_Exercise goal_.
From the entries that follow, gather each line holding the word "Output".

[Items from a dataset]
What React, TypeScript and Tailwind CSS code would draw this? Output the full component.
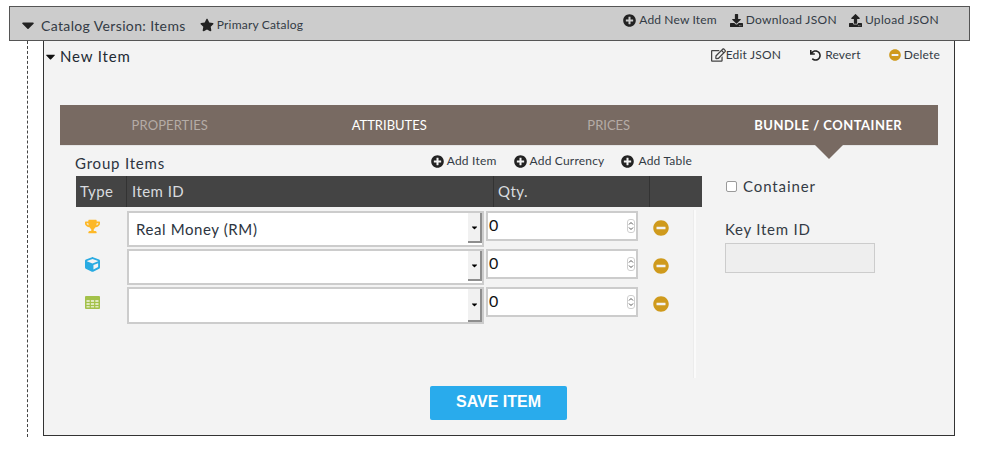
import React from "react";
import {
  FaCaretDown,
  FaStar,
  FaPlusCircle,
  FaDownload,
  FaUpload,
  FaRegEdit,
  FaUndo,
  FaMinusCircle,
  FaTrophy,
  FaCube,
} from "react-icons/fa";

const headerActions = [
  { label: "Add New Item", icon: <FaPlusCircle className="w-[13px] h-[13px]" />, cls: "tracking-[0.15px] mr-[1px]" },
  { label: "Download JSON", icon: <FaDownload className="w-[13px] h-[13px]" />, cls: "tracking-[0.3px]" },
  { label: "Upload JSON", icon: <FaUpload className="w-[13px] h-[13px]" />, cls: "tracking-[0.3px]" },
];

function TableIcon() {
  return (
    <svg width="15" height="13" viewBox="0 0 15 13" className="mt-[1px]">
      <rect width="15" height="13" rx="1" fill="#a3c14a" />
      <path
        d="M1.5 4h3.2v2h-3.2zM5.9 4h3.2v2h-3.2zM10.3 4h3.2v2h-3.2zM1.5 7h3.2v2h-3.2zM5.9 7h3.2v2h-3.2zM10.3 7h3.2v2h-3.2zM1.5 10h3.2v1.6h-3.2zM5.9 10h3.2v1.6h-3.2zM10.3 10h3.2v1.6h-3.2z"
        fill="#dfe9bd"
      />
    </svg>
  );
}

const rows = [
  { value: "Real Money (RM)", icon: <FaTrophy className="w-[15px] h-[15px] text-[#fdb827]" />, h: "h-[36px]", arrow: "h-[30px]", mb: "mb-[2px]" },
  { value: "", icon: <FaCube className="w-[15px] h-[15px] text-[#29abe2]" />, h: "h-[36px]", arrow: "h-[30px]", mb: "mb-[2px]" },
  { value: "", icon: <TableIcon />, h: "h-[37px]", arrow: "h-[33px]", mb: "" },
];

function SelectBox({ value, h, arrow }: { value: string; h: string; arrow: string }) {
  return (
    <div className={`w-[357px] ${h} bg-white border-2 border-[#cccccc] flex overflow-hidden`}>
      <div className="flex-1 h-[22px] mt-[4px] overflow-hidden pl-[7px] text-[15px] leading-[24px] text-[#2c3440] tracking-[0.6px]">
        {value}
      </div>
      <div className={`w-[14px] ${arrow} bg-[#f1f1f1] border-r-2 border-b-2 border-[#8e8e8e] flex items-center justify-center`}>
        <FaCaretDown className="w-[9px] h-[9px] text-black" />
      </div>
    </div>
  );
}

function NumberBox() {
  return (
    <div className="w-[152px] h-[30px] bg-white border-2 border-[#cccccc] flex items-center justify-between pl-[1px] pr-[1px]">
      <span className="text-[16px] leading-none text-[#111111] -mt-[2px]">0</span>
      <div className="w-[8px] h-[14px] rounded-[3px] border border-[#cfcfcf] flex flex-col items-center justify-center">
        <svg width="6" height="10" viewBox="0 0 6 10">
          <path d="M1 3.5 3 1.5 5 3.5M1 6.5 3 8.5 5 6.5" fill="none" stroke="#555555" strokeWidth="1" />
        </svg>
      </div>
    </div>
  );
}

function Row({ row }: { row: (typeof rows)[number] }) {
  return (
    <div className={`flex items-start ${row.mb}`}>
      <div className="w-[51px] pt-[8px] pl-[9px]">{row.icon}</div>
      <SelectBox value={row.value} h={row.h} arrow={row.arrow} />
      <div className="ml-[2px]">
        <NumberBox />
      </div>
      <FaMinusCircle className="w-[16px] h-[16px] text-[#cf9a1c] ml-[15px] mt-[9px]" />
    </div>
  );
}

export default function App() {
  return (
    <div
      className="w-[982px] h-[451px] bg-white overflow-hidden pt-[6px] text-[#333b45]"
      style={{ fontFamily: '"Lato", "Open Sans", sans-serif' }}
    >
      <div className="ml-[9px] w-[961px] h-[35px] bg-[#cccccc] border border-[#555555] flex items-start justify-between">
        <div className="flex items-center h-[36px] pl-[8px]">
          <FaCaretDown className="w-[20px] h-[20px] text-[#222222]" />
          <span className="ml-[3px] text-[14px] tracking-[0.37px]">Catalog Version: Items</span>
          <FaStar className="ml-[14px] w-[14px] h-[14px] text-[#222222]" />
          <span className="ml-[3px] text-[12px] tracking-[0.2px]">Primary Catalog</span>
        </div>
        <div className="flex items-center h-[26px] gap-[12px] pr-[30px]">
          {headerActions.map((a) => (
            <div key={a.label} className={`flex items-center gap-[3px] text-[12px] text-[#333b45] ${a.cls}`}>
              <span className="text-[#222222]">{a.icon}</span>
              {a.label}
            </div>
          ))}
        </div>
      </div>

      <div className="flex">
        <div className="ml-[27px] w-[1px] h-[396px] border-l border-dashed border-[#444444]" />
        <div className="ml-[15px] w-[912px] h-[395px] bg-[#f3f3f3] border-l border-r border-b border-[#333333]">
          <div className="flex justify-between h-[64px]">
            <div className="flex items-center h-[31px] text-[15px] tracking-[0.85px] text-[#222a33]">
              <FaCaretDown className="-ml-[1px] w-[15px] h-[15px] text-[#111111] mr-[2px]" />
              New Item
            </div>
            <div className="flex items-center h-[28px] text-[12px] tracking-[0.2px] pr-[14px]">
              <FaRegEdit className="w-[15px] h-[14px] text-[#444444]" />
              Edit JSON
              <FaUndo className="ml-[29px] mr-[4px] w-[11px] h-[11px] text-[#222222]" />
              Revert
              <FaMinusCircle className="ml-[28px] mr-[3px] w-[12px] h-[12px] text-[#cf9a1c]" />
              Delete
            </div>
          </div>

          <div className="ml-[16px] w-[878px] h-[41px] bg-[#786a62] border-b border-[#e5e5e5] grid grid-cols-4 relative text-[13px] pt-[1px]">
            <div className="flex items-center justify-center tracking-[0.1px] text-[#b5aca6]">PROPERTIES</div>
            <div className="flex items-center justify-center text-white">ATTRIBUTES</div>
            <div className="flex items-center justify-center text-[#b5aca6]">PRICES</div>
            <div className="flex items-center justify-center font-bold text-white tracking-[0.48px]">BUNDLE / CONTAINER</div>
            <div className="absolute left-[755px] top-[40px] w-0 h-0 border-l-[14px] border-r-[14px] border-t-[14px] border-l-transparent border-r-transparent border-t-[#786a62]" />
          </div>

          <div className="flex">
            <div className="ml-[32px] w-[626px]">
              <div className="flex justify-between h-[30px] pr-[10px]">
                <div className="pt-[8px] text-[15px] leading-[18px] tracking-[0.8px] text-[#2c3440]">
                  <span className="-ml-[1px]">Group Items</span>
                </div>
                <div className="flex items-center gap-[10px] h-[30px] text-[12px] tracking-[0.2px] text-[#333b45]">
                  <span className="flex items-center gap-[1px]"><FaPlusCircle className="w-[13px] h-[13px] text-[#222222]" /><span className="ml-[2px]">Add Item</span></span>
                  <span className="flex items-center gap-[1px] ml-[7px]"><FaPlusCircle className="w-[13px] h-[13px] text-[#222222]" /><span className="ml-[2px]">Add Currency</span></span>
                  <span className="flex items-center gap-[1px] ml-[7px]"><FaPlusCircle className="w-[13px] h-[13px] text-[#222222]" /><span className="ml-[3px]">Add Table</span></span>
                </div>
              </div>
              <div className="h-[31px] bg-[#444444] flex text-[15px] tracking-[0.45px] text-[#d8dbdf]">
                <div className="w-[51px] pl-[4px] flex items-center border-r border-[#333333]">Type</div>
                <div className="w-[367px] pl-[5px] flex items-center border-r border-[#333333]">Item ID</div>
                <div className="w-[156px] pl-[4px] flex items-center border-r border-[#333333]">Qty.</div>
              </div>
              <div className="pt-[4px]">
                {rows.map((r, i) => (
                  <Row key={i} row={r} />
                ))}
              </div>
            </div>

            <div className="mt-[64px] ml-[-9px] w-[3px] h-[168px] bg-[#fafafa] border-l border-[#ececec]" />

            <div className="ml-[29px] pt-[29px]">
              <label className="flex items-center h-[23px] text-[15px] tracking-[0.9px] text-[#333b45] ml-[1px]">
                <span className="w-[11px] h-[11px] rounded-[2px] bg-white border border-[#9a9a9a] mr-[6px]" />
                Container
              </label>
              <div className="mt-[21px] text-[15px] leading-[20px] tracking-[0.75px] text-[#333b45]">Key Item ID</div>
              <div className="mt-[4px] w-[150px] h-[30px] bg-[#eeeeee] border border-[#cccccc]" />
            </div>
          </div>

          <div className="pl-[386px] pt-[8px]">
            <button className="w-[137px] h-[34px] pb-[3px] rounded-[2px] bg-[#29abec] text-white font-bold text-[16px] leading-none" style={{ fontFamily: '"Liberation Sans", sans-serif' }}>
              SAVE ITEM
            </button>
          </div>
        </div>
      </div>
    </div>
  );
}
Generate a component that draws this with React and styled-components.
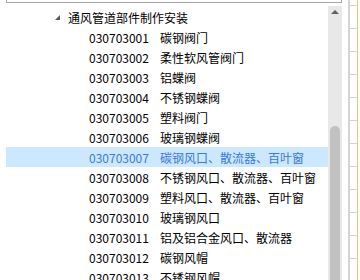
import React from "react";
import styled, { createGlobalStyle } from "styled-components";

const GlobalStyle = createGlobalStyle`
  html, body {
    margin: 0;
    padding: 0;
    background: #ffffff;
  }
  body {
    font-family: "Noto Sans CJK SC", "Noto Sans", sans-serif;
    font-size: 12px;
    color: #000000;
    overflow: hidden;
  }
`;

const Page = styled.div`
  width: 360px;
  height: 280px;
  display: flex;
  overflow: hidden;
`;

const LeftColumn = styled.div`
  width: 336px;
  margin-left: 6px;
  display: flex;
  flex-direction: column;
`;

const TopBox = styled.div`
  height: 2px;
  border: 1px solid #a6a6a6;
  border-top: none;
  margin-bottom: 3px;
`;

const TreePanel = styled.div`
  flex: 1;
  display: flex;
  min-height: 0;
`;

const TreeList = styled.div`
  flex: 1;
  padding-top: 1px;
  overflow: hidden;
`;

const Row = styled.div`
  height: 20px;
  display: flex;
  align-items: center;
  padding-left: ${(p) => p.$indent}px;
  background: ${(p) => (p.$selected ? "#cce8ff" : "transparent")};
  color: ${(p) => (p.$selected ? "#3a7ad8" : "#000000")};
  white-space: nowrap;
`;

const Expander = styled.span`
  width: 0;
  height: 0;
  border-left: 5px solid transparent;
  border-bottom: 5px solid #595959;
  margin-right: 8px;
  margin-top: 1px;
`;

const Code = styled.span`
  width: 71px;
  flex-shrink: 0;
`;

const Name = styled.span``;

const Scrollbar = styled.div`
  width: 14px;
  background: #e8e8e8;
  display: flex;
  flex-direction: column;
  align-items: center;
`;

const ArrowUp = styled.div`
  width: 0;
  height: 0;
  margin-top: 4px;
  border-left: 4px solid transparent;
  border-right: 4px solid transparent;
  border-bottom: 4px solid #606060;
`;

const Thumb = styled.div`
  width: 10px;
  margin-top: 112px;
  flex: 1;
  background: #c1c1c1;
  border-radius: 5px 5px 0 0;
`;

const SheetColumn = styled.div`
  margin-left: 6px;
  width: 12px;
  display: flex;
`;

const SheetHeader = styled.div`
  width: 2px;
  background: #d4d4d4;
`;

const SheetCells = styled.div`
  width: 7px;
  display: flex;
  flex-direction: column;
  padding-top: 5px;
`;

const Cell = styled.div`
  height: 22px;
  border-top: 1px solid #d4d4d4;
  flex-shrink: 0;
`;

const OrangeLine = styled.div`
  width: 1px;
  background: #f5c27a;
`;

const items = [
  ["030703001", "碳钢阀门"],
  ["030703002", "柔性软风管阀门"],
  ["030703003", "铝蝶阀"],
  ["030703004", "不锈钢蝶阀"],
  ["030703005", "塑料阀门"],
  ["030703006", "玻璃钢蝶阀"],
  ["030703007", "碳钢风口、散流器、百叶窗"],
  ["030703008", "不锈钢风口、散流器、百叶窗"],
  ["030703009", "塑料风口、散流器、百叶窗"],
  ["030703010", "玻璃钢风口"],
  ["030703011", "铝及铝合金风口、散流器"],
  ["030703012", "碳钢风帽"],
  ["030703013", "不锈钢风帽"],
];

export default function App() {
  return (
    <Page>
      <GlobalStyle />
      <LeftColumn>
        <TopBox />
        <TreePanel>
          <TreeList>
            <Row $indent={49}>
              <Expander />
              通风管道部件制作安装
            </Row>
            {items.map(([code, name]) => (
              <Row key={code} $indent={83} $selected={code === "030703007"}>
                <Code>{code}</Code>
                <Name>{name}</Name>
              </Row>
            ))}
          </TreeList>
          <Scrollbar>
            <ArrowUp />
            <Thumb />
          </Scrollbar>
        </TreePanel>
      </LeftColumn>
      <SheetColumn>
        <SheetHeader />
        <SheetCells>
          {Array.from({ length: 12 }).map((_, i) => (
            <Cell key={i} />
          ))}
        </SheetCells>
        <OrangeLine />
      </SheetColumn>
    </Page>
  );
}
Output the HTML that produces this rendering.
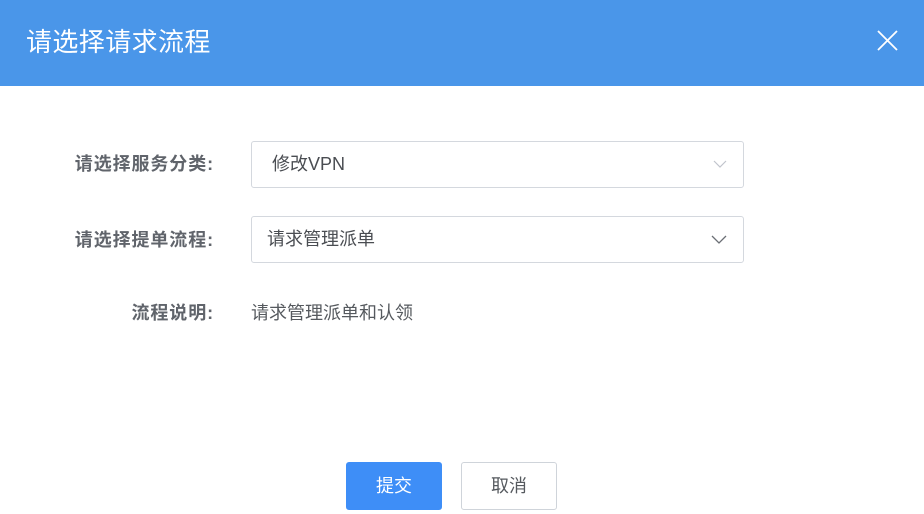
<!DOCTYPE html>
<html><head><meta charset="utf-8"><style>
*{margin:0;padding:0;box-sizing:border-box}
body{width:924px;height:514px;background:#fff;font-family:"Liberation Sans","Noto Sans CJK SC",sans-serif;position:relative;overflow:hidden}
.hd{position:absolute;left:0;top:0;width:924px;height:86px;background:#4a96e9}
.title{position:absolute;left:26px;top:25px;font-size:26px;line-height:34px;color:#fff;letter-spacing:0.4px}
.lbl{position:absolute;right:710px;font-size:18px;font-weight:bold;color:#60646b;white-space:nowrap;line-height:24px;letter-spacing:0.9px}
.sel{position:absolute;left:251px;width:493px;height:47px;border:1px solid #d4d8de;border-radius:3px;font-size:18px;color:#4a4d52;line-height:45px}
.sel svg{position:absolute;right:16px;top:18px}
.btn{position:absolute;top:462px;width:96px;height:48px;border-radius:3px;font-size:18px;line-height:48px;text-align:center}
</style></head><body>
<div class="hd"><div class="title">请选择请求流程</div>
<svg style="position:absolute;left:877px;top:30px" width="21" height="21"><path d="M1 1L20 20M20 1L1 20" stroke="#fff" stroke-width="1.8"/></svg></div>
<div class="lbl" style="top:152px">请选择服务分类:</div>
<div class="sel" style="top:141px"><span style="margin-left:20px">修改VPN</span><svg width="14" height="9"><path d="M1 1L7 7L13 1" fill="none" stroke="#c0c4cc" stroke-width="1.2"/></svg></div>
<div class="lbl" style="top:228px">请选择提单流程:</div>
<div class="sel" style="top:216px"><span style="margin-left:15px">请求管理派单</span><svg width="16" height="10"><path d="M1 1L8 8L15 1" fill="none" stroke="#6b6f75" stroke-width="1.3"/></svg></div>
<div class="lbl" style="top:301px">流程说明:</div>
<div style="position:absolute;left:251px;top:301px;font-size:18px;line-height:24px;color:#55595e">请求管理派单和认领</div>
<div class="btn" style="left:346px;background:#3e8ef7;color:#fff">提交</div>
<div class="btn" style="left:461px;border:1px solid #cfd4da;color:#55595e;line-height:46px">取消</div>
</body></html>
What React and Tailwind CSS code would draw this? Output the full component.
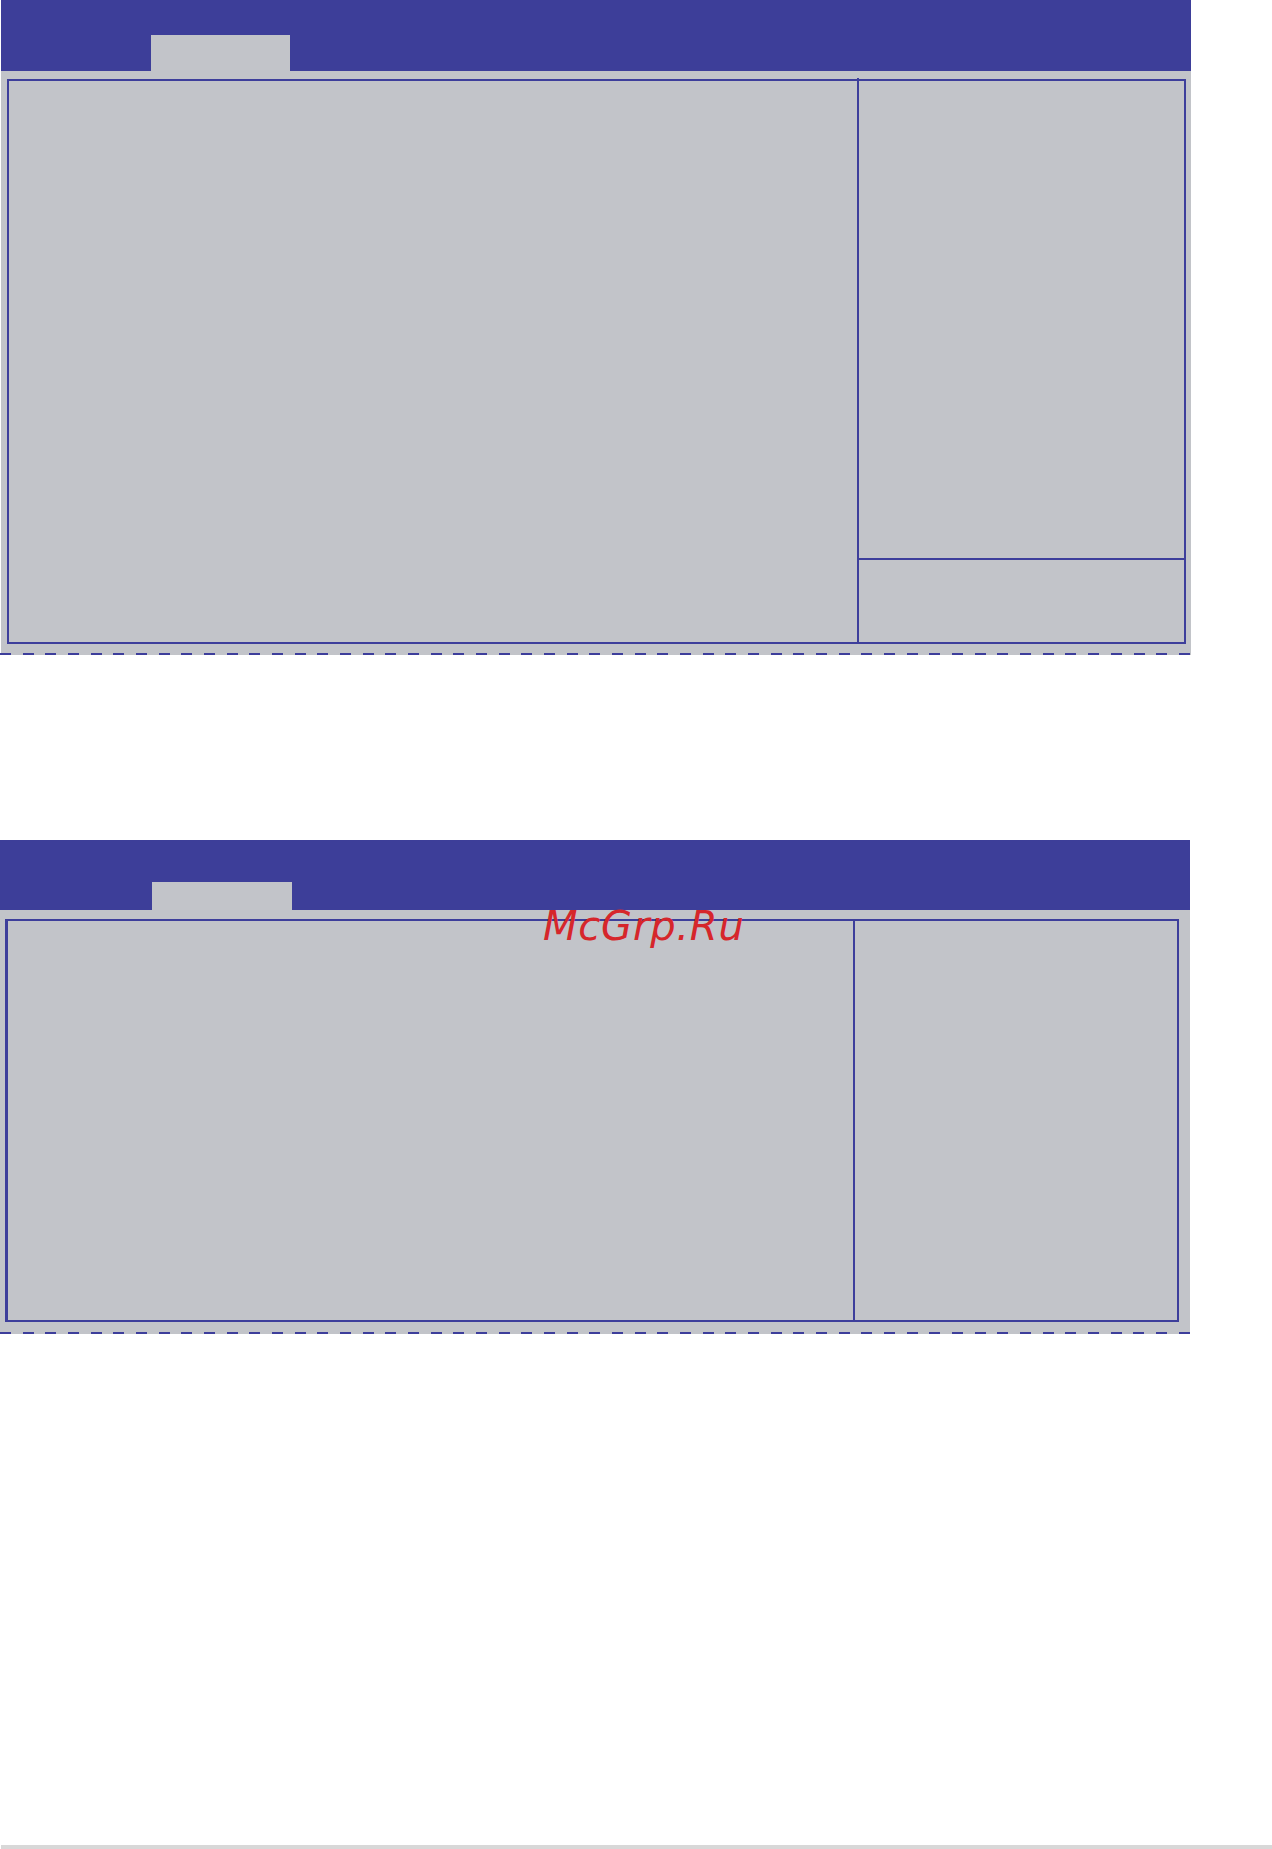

_Exercise solution_.
What React, TypeScript and Tailwind CSS code would draw this? Output the full component.
Output the HTML that produces this rendering.
What React and Tailwind CSS code would draw this? Output the full component.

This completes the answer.